Bernard L. Madoff Arrested for $50B Ponzi Scheme

Too good to be true? It probably was.

The NY Times reports in "Prominent Trader Accused of Defrauding Clients:"
On Wall Street, his name is legendary. With money he had made as a lifeguard on the beaches of Long Island, he built a trading powerhouse that had prospered for more than four decades. At age 70, he had become an influential spokesman for the traders who are the hidden gears of the marketplace.

But on Thursday morning, this consummate trader, Bernard L. Madoff, was arrested at his Manhattan home by federal agents who accused him of running a multibillion-dollar fraud scheme — perhaps the largest in Wall Street’s history.

Regulators have not yet verified the scale of the fraud. But the criminal complaint filed against Mr. Madoff on Thursday in federal court in Manhattan reports that he estimated the losses at $50 billion. “We are alleging a massive fraud — both in terms of scope and duration,” said Linda Chatman Thomsen, director of the enforcement division at the Securities and Exchange Commission. “We are moving quickly and decisively to stop the fraud and protect remaining assets for investors.”
  • According to the most recent federal filings, Bernard L. Madoff Investment Securities, the firm he founded in 1960, operated more than two dozen funds overseeing $17 billion.
Beware of anyone who doesn't show losses.
“The numbers were too good to be true, for too long,” said Girish Reddy, a managing director at Prisma Partners, an investment firm that invests in hedge funds. “And the supporting infrastructure was weak.” Mr.
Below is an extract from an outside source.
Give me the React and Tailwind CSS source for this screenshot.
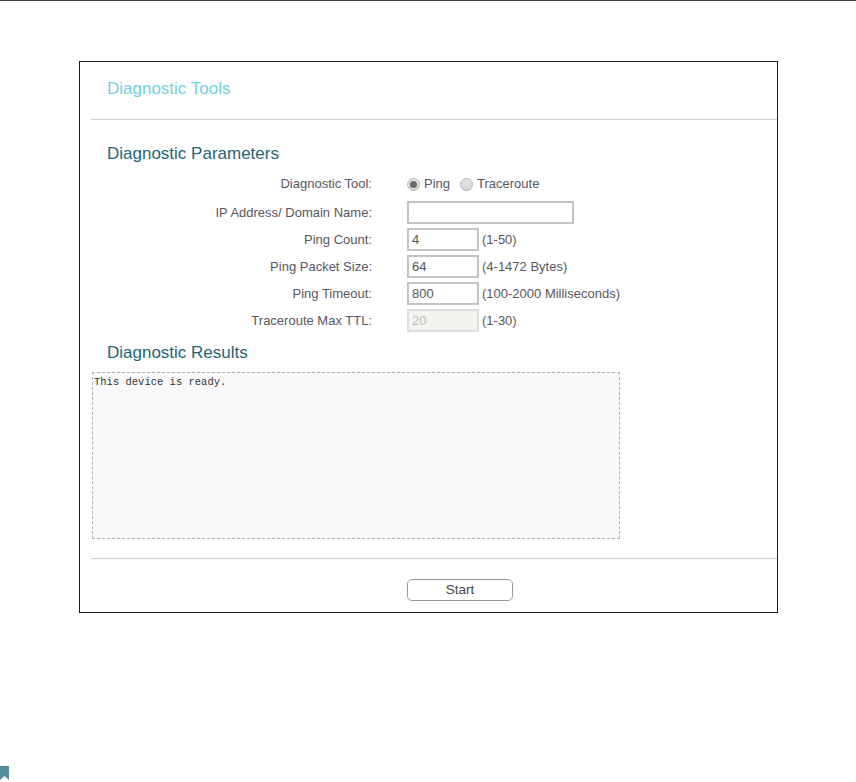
import React from 'react';

const labelCls = 'w-[282px] pr-[1px] text-right shrink-0 text-[13px] text-[#5a5560]';
const inputCls = 'h-[23px] border-2 pl-[3px] text-[13px] outline-none';

const Row = ({ label, className, children }) => (
  <div className={`flex items-center ${className}`}>
    <div className={labelCls}>{label}</div>
    <div className="ml-[34px] flex items-center">{children}</div>
  </div>
);

const NumRow = ({ label, value, hint, disabled, className }) => (
  <Row label={label} className={className}>
    <input
      readOnly
      value={value}
      disabled={disabled}
      className={`${inputCls} w-[72px] ${disabled ? 'bg-[#f2f2ef] text-[#bdbdbd] border-[#dedede]' : 'bg-white text-[#555] border-[#c4c4c4]'}`}
    />
    <span className="ml-[3px] text-[13px] text-[#5a5560]">{hint}</span>
  </Row>
);

const Radio = ({ checked }) => (
  <span className="flex h-[13px] w-[13px] items-center justify-center rounded-full border border-[#b4b4b4] bg-gradient-to-b from-[#e6e6e6] to-[#d4d4d4]">
    {checked && <span className="h-[7px] w-[7px] rounded-full bg-[#6a6a6a]" />}
  </span>
);

export default function App() {
  return (
    <div className="h-[782px] w-[856px] overflow-hidden bg-white font-['Liberation_Sans',Arial,sans-serif]">
      <div className="h-[1px] bg-[#3c3c3c]" />

      {/* Frame */}
      <div className="ml-[79px] mt-[60px] h-[552px] w-[699px] border border-[#1a1a1a] pl-[11px]">
        <h1 className="ml-[16px] mt-[15px] h-[24px] text-[17px] leading-[24px] text-[#6fd0e0]">Diagnostic Tools</h1>
        <div className="mt-[18px] h-[1px] bg-[#cfcfcf]" />

        <h2 className="ml-[16px] mt-[23px] h-[22px] text-[17px] leading-[22px] text-[#1f6475]">Diagnostic Parameters</h2>

        <Row label="Diagnostic Tool:" className="mt-[9px] h-[20px]">
          <Radio checked />
          <span className="ml-[4px] text-[13px] text-[#5a5560]">Ping</span>
          <span className="ml-[10px]"><Radio /></span>
          <span className="ml-[4px] text-[13px] text-[#5a5560]">Traceroute</span>
        </Row>
        <Row label="IP Address/ Domain Name:" className="mt-[7px] h-[23px]">
          <input readOnly className={`${inputCls} w-[167px] bg-white border-[#c4c4c4]`} />
        </Row>
        <NumRow label="Ping Count:" value="4" hint="(1-50)" className="mt-[4px] h-[23px]" />
        <NumRow label="Ping Packet Size:" value="64" hint="(4-1472 Bytes)" className="mt-[4px] h-[23px]" />
        <NumRow label="Ping Timeout:" value="800" hint="(100-2000 Milliseconds)" className="mt-[4px] h-[23px]" />
        <NumRow label="Traceroute Max TTL:" value="20" hint="(1-30)" disabled className="mt-[4px] h-[23px]" />

        <h2 className="ml-[16px] mt-[10px] h-[22px] text-[17px] leading-[22px] text-[#1f6475]">Diagnostic Results</h2>

        <div className="ml-[1px] mt-[8px] h-[167px] w-[528px] border border-dashed border-[#b0b0b0] bg-[#f9f9f9] pl-[1px] pt-[3px]">
          <p className="font-['Liberation_Mono',monospace] text-[10.5px] leading-[13px] text-[#333]">This device is ready.</p>
        </div>

        <div className="mt-[19px] h-[1px] bg-[#cfcfcf]" />

        <div className="mt-[18px] ml-[316px]">
          <button className="h-[22px] w-[106px] rounded-[5px] border border-[#9a9a9a] bg-white text-[13.5px] leading-[18px] text-[#444]">Start</button>
        </div>
      </div>

      {/* Bookmark mark, cut by the page edge */}
      <div className="mt-[153px] h-[16px] w-[9px]">
        <svg width="9" height="16" viewBox="0 0 9 16">
          <path d="M0 0H9V14L4.5 10L0 14Z" fill="#4f8f9c" />
        </svg>
      </div>
    </div>
  );
}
Reddy said his firm had looked at the Madoff funds but decided against investing in them because their performance was too consistently positive, even in times when the market was incredibly volatile.
Success of Traders’ Funds Bemused Rivals
The success of funds run by Bernard L. Madoff, the Wall Street trader arrested Thursday on accusations of running a multibillion-dollar fraud scheme, have apparently long flummoxed rivals, who wondered how Mr. Madoff could post such high returns through thick and thin.
The website, shows
The Honorable Louis L. Stanton, Federal Judge in the United States District Court for the Southern District of New York, has appointed Lee S. Richards of the law firm Richards Kibbe & Orbe LLP receiver over the assets and accounts of Bernard L. Madoff Investment Securities LLC (“BMIS”) as per the attached order. Link to Order

Should you have further questions, please contact the Receiver at the following number: 214-647-7511
The SEC press release:

SEC Charges Bernard L. Madoff for Multi-Billion Dollar Ponzi Scheme


Washington, D.C., Dec. 11, 2008 — The Securities and Exchange Commission today charged Bernard L. Madoff and his investment firm, Bernard L. Madoff Investment Securities LLC, with securities fraud for a multi-billion dollar Ponzi scheme that he perpetrated on advisory clients of his firm. The SEC is seeking emergency relief for investors, including an asset freeze and the appointment of a receiver for the firm.

The SEC's complaint, filed in federal court in Manhattan, alleges that Madoff yesterday informed two senior employees that his investment advisory business was a fraud. Madoff told these employees that he was "finished," that he had "absolutely nothing," that "it's all just one big lie," and that it was "basically, a giant Ponzi scheme." The senior employees understood him to be saying that he had for years been paying returns to certain investors out of the principal received from other, different investors. Madoff admitted in this conversation that the firm was insolvent and had been for years, and that he estimated the losses from this fraud were at least $50 billion.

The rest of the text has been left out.